The fourth major division (wrongly numbered as section VI- which means the typesetter simply reversed two Roman numerals) attempts to offer, in 3 essays, a few theological reflections on the topics of dualism and demonology. Various indices conclude the volume.
The essays all began life as contributions to a conference on the Qumran texts in 2013. That of Frey is a wonderful summary of the New Testament’s ‘reception’ of dualistic notions. And Popkes’ a very engaging examination of the exorcist (and Jesus as such).
Beyerle, Tigchelaar, and Heilig offer helpful insights into aspects of dualism in Judaism in general and in the Dead Sea Scrolls in particular. Becker’s work on the Testaments of the Twelve Patriarchs and demonology is particularly interesting. Meanwhile, Dochhorn and Collins focus our attention on Daniel.
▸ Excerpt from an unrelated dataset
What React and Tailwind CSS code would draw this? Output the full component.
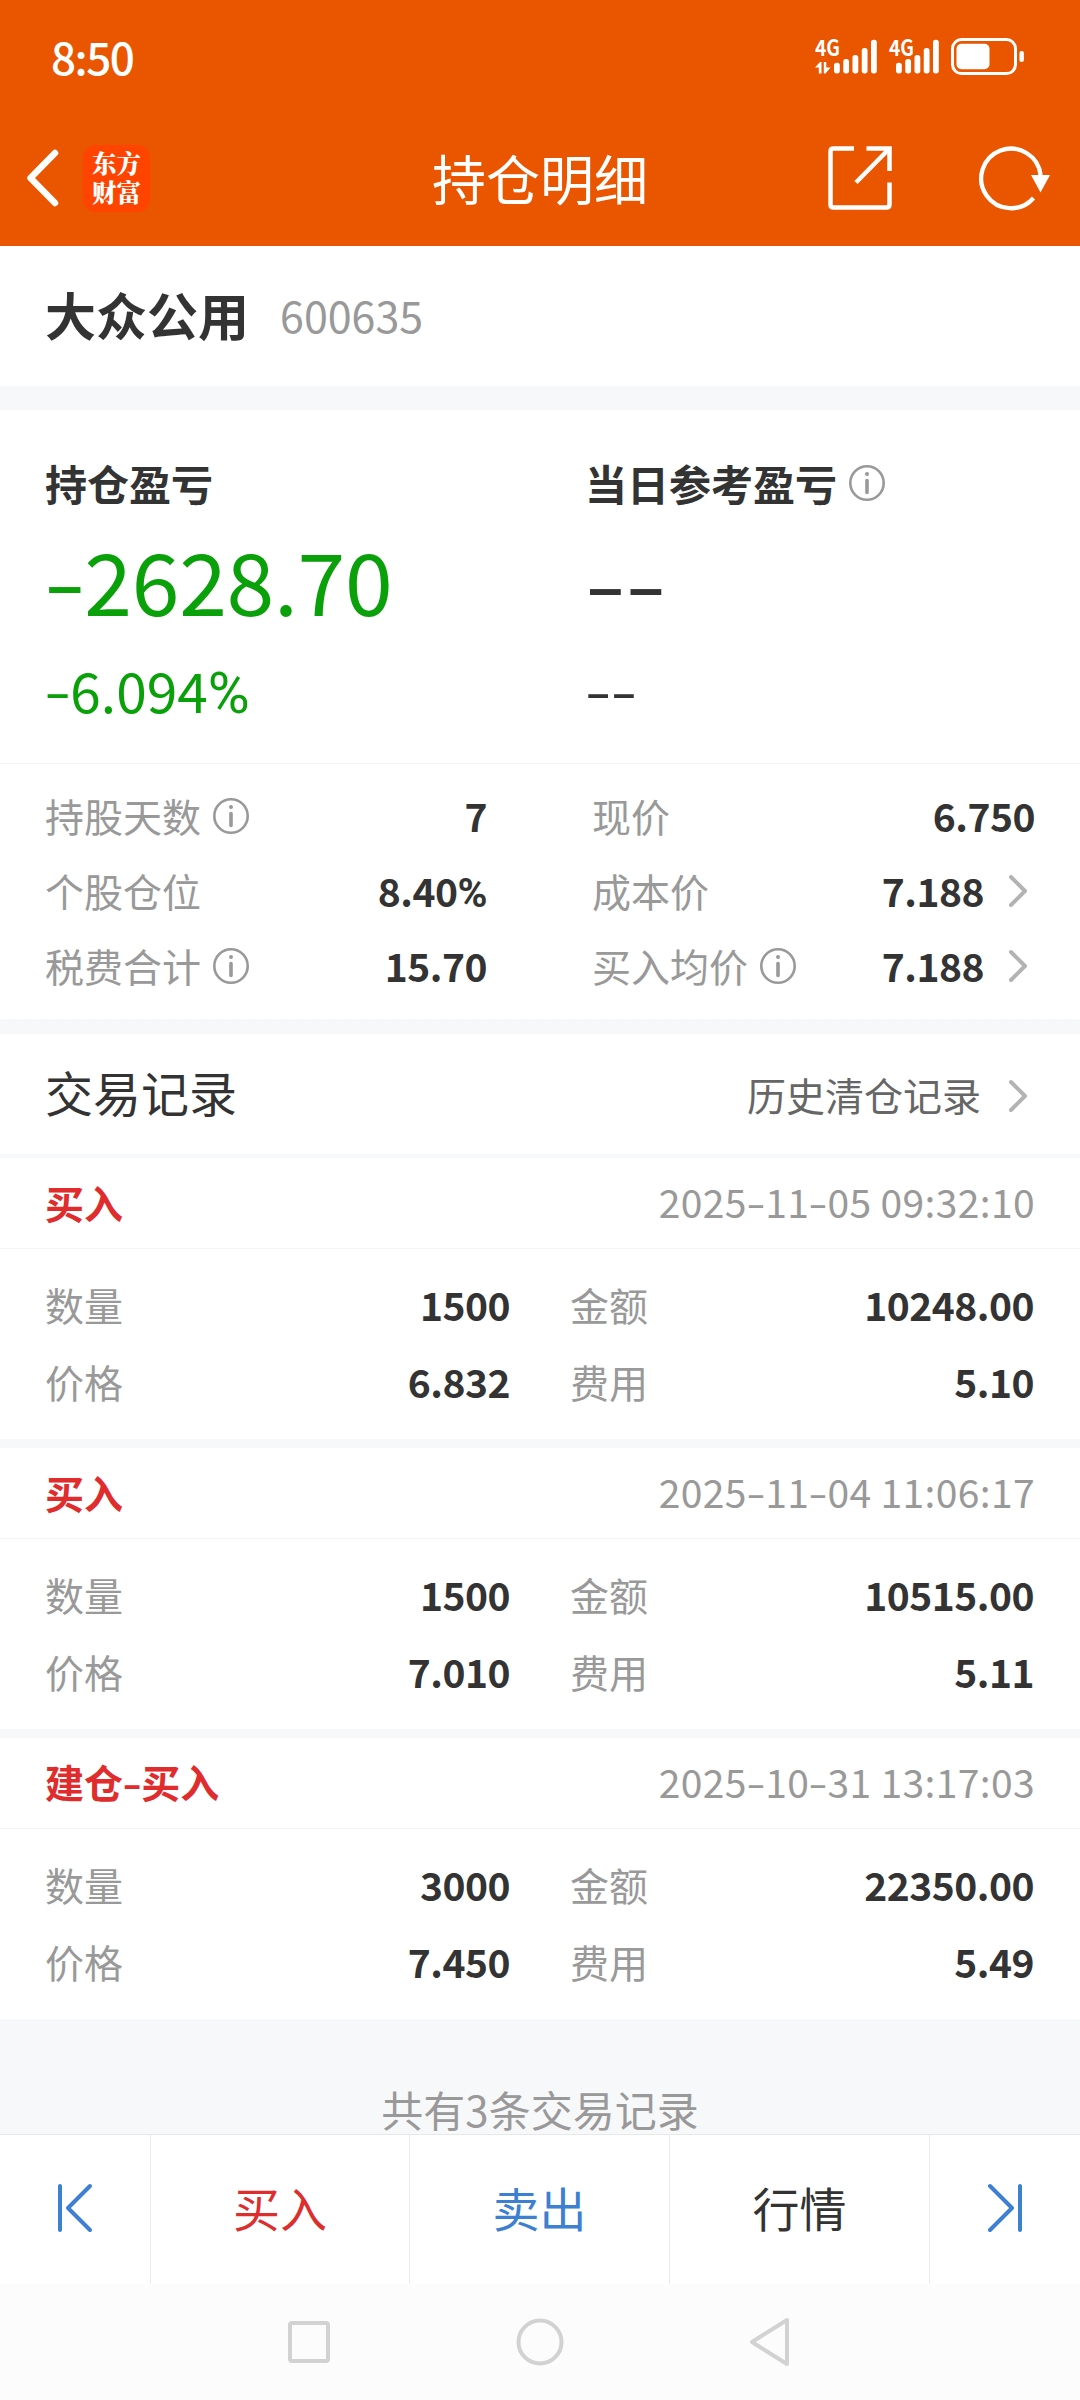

In particular, they both offer perspectives on the ‘fall of Satan’, with Collins responding to Dochhorn’s interpretation of Dan 12. Götte’s work serves as something of a bridge between the second and third divisions and is very well researched and presented.
Evans’ focus on the resurrection of Jesus, Grappe’s discussion of Jesus’ baptism and temptation, Hogeterp’s on the temptation narrative, Joas on Luke, and Balzer on the Apocryphon of John all move us forward in our understanding of these texts and their intricate connections with the communities from which they sprang.
Finally in section 4 (wrongly VI), we are treated to a discussion of Paul Tillich’s demonology (by Rosenau), a discussion of Protestant Dogmatics and demonology by David, and the significance of demonic power in dreams and their interpretation by Schult.
The sum and substance of this volume is the fascinating topic of demons and demonology and the dualism from which a system of thought which includes such beings must originate. As such it is a wonderful collection of thought provoking papers sure to engage and stimulate even the most skeptical reader. I recommend it as happily as I recommend ‘Lucifer’ with Tom Ellis on Fox Television. And that particular series I recommend with great joy.
Indeed, my suspicion is that if another conference is organized which discusses such dark and dank and dreadful demonic creatures, then ‘Lucifer’ as pop-culture representation of the demonic surely must be included.
Until that happens, enjoy this volume.